On August 29, 1964, amid the ongoing presidential election, Rusk called for bipartisan support to ensure that the US's foreign policy have both consistency and reliability and said Republican presidential nominee Barry Goldwater was creating "mischief". The following month, at a September 10 press conference in the main auditorium of the State Department, Rusk said that Senator Goldwater's critiques "reflect a basic lack of understanding" of a U.S. President's handling of conflict and peace.
On September 21, Rusk said the US would not be pushed out of the Gulf of Tonkin and that the prevention of it becoming a "communist lake" would be assured by the continued presence of American forces there.
On March 19, 1965, Rusk commented that Russia was appearing "disinclined to put its full weight behind" international agreements on Vietnam and Laos during a press conference.
After President of France Charles de Gaulle withdrew France from the common NATO military command in February 1966 and ordered all American military forces to leave France, President Johnson asked Rusk to seek further clarification from President de Gaulle by asking whether the bodies of buried American soldiers must leave France as well. Rusk recorded in his autobiography that de Gaulle did not respond when asked, "Does your order include the bodies of American soldiers in France's cemeteries?"
On April 18, 1967, during a speech in Washington in regards to ending the conflict in South Vietnam, Rusk said the United States was prepared to "take steps to deescalate the conflict whenever we are assured that the north will take appropriate corresponding steps."
Rusk offered or planned to offer to resign in the summer of 1967, because "his daughter planned to marry a black classmate at Stanford University, and he could not impose such a political burden on the president" after it became known that his daughter, Peggy, planned to marry Guy Smith, "a black Georgetown grad working at NASA". In fact, the Richmond News Leader stated that it found the wedding offensive, further saying that "anything which diminishes [Rusk's] personal acceptability is an affair of state". He decided not to resign after talking first to Robert S. McNamara and Lyndon Johnson. A year after his daughter's wedding, Rusk was invited to join the faculty of the University of Georgia Law School, only to have his appointment denounced by Roy Harris, an ally of Alabama Governor George Wallace and a member of the university's board of regents, who stated that his opposition was because of Peggy Rusk's interracial marriage. The university nonetheless appointed Rusk to the position.

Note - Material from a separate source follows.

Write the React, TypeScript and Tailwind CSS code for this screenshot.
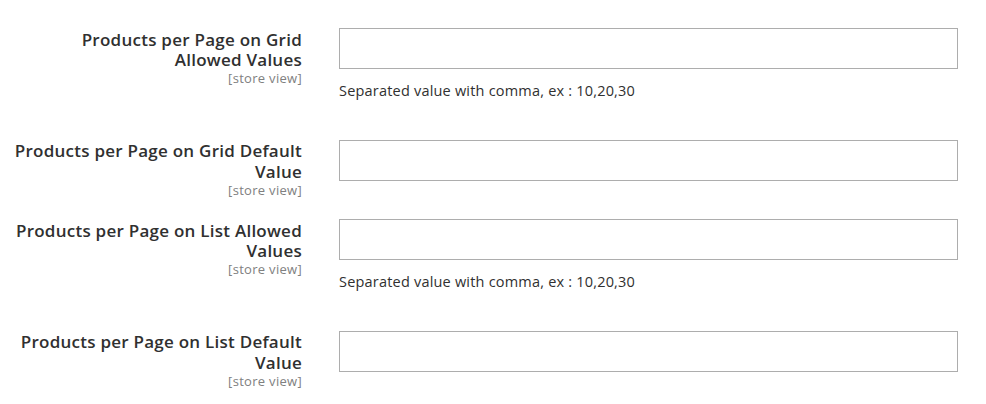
import React from "react";

type Row = { lines: [string, string]; hint?: boolean };

const rows: Row[] = [
  { lines: ["Products per Page on Grid", "Allowed Values"], hint: true },
  { lines: ["Products per Page on Grid Default", "Value"] },
  { lines: ["Products per Page on List Allowed", "Values"], hint: true },
  { lines: ["Products per Page on List Default", "Value"] },
];

export default function App() {
  return (
    <div
      className="w-[986px] h-[404px] bg-white overflow-hidden pt-[28px]"
      style={{ fontFamily: '"Open Sans", "Liberation Sans", sans-serif' }}
    >
      {rows.map((r, i) => (
        <div key={i} className="flex items-start">
          <div className="w-[302px] shrink-0 text-right pt-[1.5px]">
            <label className="block whitespace-nowrap text-[17px] leading-[20.5px] tracking-[0.25px] font-semibold text-[#303030]">
              {r.lines[0]}
              <br />
              {r.lines[1]}
            </label>
            <div className="text-[13px] leading-[16px] -mt-[0.5px] tracking-[0.3px] text-[#808080]">[store view]</div>
          </div>
          <div className="ml-[37px] w-[619px] pb-[38.5px]">
            <div className="h-[41px] border border-[#adadad] bg-white" />
            {r.hint && (
              <div className="mt-[12px] text-[14.5px] leading-[20px] tracking-[0.2px] text-[#303030]">
                Separated value with comma, ex : 10,20,30
              </div>
            )}
          </div>
        </div>
      ))}
    </div>
  );
}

On January 5, 1968, notes by Rusk were delivered to Ambassador of the Soviet Union to the United States Anatoly Dobrynin, pleading support from the US to "avoid recurrence of" claimed bombing of Russian cargo ships in the Haiphong North Vietnam port the day prior.

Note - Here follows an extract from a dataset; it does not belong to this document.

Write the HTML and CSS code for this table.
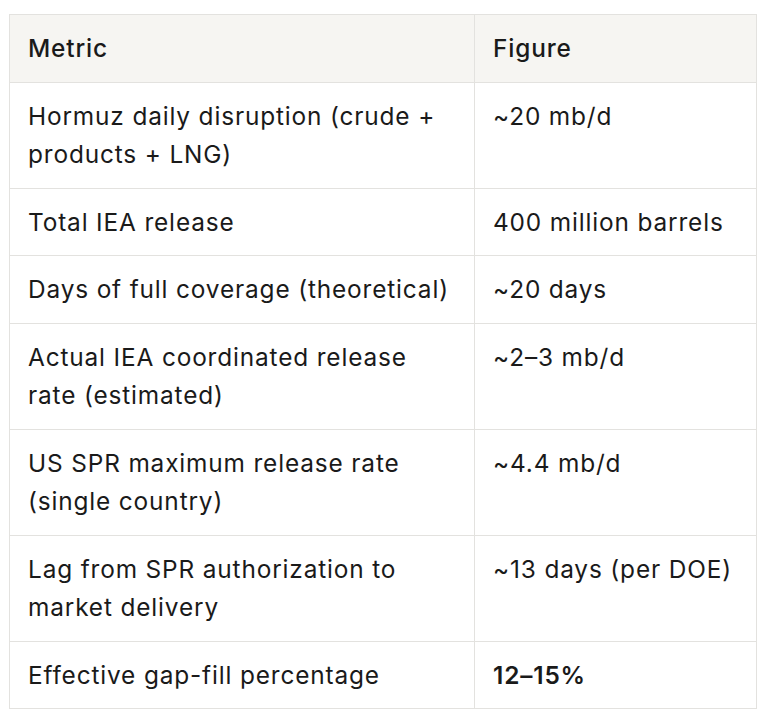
FILE: index.html
```html
<!DOCTYPE html>
<html lang="en">
<head>
<meta charset="utf-8">
<link rel="stylesheet" href="styles.css">
</head>
<body>
<div class="wrap">
<table class="data">
  <colgroup><col class="c1"><col class="c2"></colgroup>
  <thead>
    <tr><th>Metric</th><th>Figure</th></tr>
  </thead>
  <tbody>
    <tr><td>Hormuz daily disruption (crude + products + LNG)</td><td>~20 mb/d</td></tr>
    <tr><td>Total IEA release</td><td>400 million barrels</td></tr>
    <tr><td>Days of full coverage (theoretical)</td><td>~20 days</td></tr>
    <tr><td>Actual IEA coordinated release rate (estimated)</td><td>~2–3 mb/d</td></tr>
    <tr><td>US SPR maximum release rate (single country)</td><td>~4.4 mb/d</td></tr>
    <tr><td>Lag from SPR authorization to market delivery</td><td>~13 days (per DOE)</td></tr>
    <tr><td>Effective gap-fill percentage</td><td><strong>12–15%</strong></td></tr>
  </tbody>
</table>
</div>
</body>
</html>
```
FILE: styles.css
```css
html, body {
  margin: 0;
  background: #ffffff;
}
.wrap {
  padding: 14px 12px 0 9px;
}
.data {
  width: 747px;
  border-collapse: collapse;
  font-family: Inter, "Noto Sans", sans-serif;
  font-size: 24.4px;
  line-height: 38.4px;
  letter-spacing: 0.85px;
  color: #1a1a1a;
  table-layout: fixed;
}
.data .c1 { width: 465px; }
.data .c2 { width: 282px; }
.data th, .data td {
  border: 1px solid #e3e2df;
  padding: 14px 17px 14.2px 18px;
  text-align: left;
  vertical-align: top;
  font-weight: 400;
}
.data th {
  background: #f6f5f2;
  font-weight: 500;
}
.data strong { font-weight: 600; }
```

On April 17, during an American Society of Newspaper Editors luncheon meeting, Rusk admitted that the United States has taken "some lumps" propaganda wise but the Johnson administration should persist in trying to find a location of neutrality for the peace talks to occur. The following day, Rusk added 10 sites to the 5 proposed initially, accusing Hanoi of having a propaganda battle over neutral areas for discussion during a press conference.
On June 26, Rusk assured Berlin citizens that the United States along with its North Atlantic Treaty partners were "determined" in securing Berlin's liberty and security, additionally criticizing the recent travel restrictions of East Germany as violating "long standing agreements and practice."
On November 1, Rusk said long term allies of the North Vietnam bomb halt should pressure Hanoi to accelerate their involvement in the peace talks in Paris.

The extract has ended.